Quote, verbatim, all material below, without pictures.

_ _ _

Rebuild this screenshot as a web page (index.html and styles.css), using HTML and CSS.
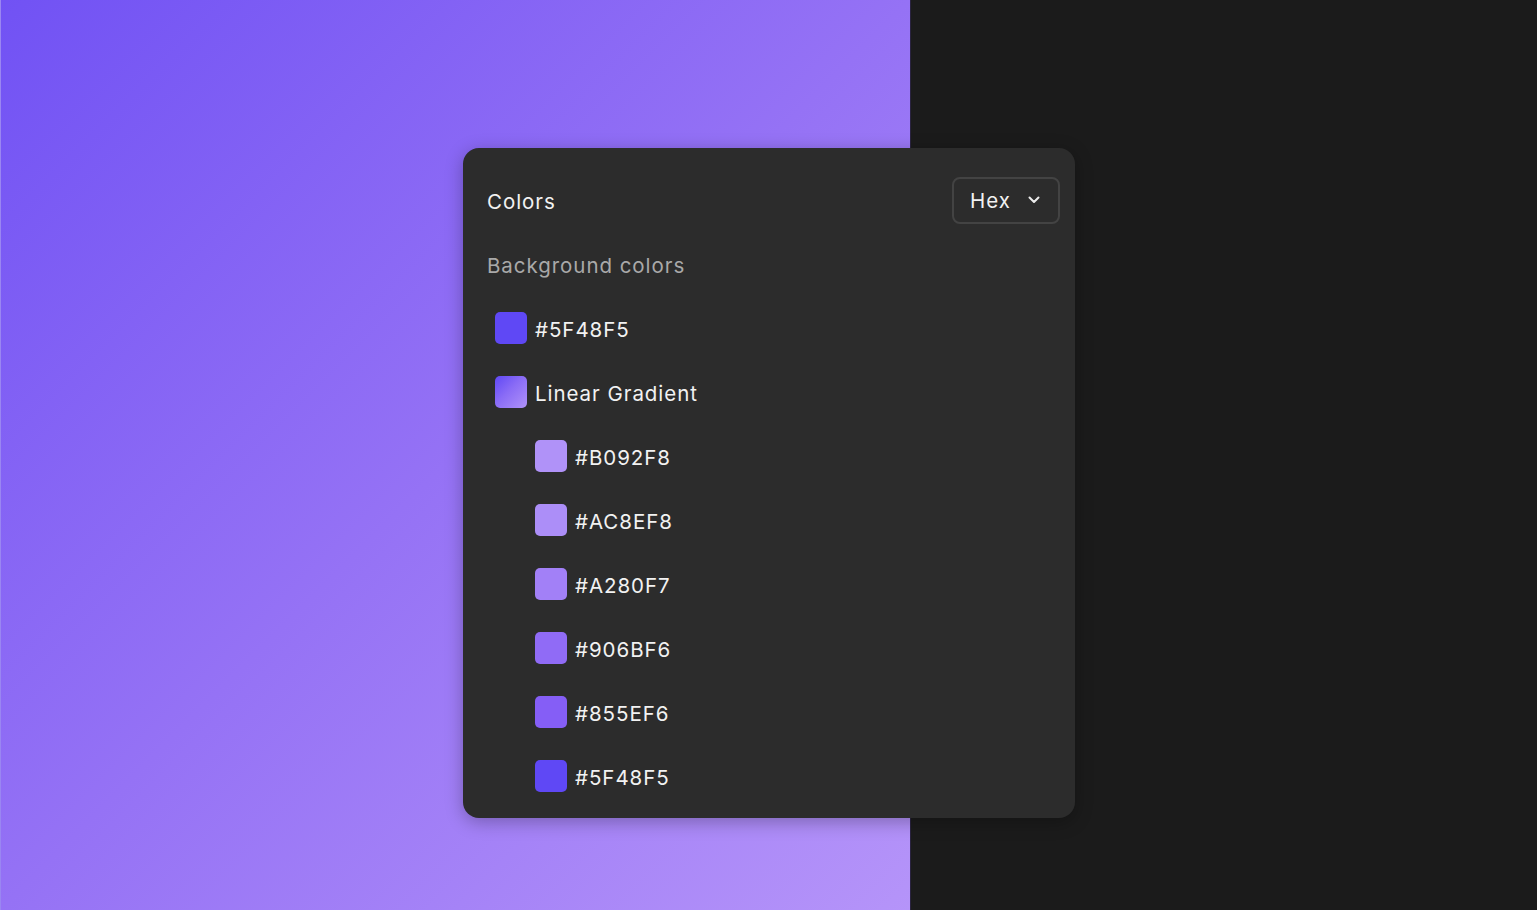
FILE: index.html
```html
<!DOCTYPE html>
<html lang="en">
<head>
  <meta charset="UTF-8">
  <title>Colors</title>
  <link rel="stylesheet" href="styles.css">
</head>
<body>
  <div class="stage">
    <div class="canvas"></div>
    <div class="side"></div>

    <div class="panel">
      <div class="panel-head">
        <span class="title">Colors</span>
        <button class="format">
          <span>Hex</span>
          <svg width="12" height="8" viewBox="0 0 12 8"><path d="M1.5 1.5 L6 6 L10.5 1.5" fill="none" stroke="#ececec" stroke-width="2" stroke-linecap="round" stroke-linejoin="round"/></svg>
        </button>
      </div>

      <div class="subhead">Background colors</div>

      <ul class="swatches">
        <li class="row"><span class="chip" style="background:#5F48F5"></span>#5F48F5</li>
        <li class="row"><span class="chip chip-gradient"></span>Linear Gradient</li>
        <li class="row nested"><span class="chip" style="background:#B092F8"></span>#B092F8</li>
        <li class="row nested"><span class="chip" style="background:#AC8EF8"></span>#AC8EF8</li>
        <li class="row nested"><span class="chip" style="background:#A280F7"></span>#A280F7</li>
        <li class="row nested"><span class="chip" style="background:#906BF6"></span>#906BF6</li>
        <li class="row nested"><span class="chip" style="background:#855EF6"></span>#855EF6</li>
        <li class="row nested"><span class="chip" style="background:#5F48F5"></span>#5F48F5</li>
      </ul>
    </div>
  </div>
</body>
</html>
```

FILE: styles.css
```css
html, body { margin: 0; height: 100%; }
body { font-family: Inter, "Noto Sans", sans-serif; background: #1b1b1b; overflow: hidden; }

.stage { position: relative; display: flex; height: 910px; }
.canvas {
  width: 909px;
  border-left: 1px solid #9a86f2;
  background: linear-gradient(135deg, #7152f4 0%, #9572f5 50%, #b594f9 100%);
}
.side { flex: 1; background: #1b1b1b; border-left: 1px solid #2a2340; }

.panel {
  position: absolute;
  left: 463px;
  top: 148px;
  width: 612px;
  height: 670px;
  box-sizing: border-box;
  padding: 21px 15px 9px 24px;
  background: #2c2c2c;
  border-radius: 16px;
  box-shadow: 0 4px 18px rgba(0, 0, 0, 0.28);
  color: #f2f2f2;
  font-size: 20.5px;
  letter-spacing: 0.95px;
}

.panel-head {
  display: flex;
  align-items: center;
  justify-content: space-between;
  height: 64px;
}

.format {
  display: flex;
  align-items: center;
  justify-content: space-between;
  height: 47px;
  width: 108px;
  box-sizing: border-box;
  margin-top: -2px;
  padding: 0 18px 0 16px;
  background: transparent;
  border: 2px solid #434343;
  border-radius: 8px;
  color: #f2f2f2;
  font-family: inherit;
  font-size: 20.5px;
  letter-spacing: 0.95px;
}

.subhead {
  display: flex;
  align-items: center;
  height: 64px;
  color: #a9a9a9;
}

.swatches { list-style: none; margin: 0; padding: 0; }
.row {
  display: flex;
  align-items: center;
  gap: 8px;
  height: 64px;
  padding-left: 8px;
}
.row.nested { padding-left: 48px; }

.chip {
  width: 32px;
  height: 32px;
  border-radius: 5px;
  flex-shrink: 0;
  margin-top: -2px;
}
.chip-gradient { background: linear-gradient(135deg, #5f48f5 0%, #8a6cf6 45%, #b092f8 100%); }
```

_ _ _

Result below:
Rebuild this screenshot as a web page (index.html and styles.css), using HTML and CSS.
FILE: index.html
```html
<!DOCTYPE html>
<html lang="en">
<head>
  <meta charset="UTF-8">
  <title>Colors</title>
  <link rel="stylesheet" href="styles.css">
</head>
<body>
  <div class="stage">
    <div class="canvas"></div>
    <div class="side"></div>

    <div class="panel">
      <div class="panel-head">
        <span class="title">Colors</span>
        <button class="format">
          <span>Hex</span>
          <svg width="12" height="8" viewBox="0 0 12 8"><path d="M1.5 1.5 L6 6 L10.5 1.5" fill="none" stroke="#ececec" stroke-width="2" stroke-linecap="round" stroke-linejoin="round"/></svg>
        </button>
      </div>

      <div class="subhead">Background colors</div>

      <ul class="swatches">
        <li class="row"><span class="chip" style="background:#5F48F5"></span>#5F48F5</li>
        <li class="row"><span class="chip chip-gradient"></span>Linear Gradient</li>
        <li class="row nested"><span class="chip" style="background:#B092F8"></span>#B092F8</li>
        <li class="row nested"><span class="chip" style="background:#AC8EF8"></span>#AC8EF8</li>
        <li class="row nested"><span class="chip" style="background:#A280F7"></span>#A280F7</li>
        <li class="row nested"><span class="chip" style="background:#906BF6"></span>#906BF6</li>
        <li class="row nested"><span class="chip" style="background:#855EF6"></span>#855EF6</li>
        <li class="row nested"><span class="chip" style="background:#5F48F5"></span>#5F48F5</li>
      </ul>
    </div>
  </div>
</body>
</html>
```

FILE: styles.css
```css
html, body { margin: 0; height: 100%; }
body { font-family: Inter, "Noto Sans", sans-serif; background: #1b1b1b; overflow: hidden; }

.stage { position: relative; display: flex; height: 910px; }
.canvas {
  width: 909px;
  border-left: 1px solid #9a86f2;
  background: linear-gradient(135deg, #7152f4 0%, #9572f5 50%, #b594f9 100%);
}
.side { flex: 1; background: #1b1b1b; border-left: 1px solid #2a2340; }

.panel {
  position: absolute;
  left: 463px;
  top: 148px;
  width: 612px;
  height: 670px;
  box-sizing: border-box;
  padding: 21px 15px 9px 24px;
  background: #2c2c2c;
  border-radius: 16px;
  box-shadow: 0 4px 18px rgba(0, 0, 0, 0.28);
  color: #f2f2f2;
  font-size: 20.5px;
  letter-spacing: 0.95px;
}

.panel-head {
  display: flex;
  align-items: center;
  justify-content: space-between;
  height: 64px;
}

.format {
  display: flex;
  align-items: center;
  justify-content: space-between;
  height: 47px;
  width: 108px;
  box-sizing: border-box;
  margin-top: -2px;
  padding: 0 18px 0 16px;
  background: transparent;
  border: 2px solid #434343;
  border-radius: 8px;
  color: #f2f2f2;
  font-family: inherit;
  font-size: 20.5px;
  letter-spacing: 0.95px;
}

.subhead {
  display: flex;
  align-items: center;
  height: 64px;
  color: #a9a9a9;
}

.swatches { list-style: none; margin: 0; padding: 0; }
.row {
  display: flex;
  align-items: center;
  gap: 8px;
  height: 64px;
  padding-left: 8px;
}
.row.nested { padding-left: 48px; }

.chip {
  width: 32px;
  height: 32px;
  border-radius: 5px;
  flex-shrink: 0;
  margin-top: -2px;
}
.chip-gradient { background: linear-gradient(135deg, #5f48f5 0%, #8a6cf6 45%, #b092f8 100%); }
```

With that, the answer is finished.